Federal agency should reject Constellation-Calpine merger proposal, OPC tells federal agency
BALTIMORE – A proposed merger combining two of the nation’s largest generating companies should be rejected, the Office of People’s Counsel told federal regulators this week. The merger would adversely affect competition in the regional generation markets operated by PJM Interconnection, LLC, impacting wholesale energy prices to the detriment of Maryland’s residential utility customers, OPC told the Federal Energy Regulatory Commission in its protest of the merger application.
“The PJM markets are already dominated by large corporations that control much of the generation in the region,” Maryland People’s Counsel David S. Lapp said. “The combined company would increase the generation market concentration and, with it, the risks of anti-competitive conduct that harms customers.”
Constellation and its affiliates already own 20,203 megawatts of generation capacity in PJM, while Calpine companies own 5,341 megawatts. The companies’ merger application, which FERC must approve, acknowledges repeated violations of market power screening tests and proposes to sell some plants to address those violations. But those plans are insufficient to protect customers, in part because the combination of Calpine’s fossil fuel plants with Constellation’s nuclear plants would increase the company’s ability to manipulate prices, OPC said.
“If approved as proposed, the merger would adversely affect consumers in the region, including Maryland consumers, because it would increase the surviving company’s ability to exercise market power,” OPC’s filing said. The merger would incentivize and facilitate opportunities for anticompetitive conduct, such as the withholding of supply, OPC said.
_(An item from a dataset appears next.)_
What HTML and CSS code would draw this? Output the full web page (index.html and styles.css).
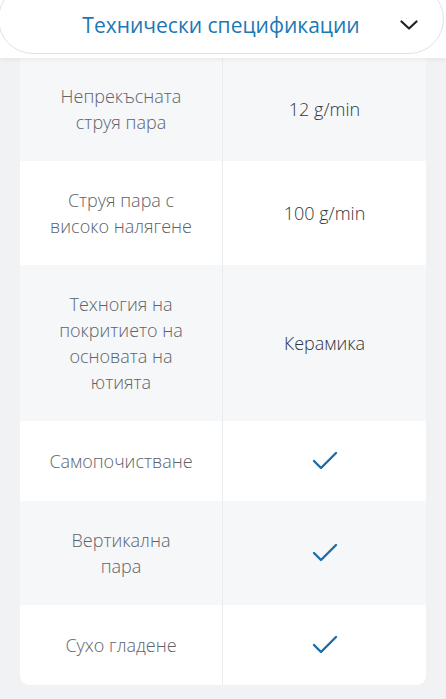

OPC asked FERC to reject the merger application outright or hold an evidentiary hearing because it would harm competition and because the companies have not met their burden of proving the merger meets federal standards for determining whether it is in the public interest.
Other consumer advocates and PJM’s Independent Market Monitor separately filed protests challenging the merger transaction.
The Maryland Office of People’s Counsel is an independent state agency that represents Maryland’s residential consumers of electric, natural gas, telecommunications, private water and certain transportation matters before the Public Service Commission, federal regulatory agencies and the courts.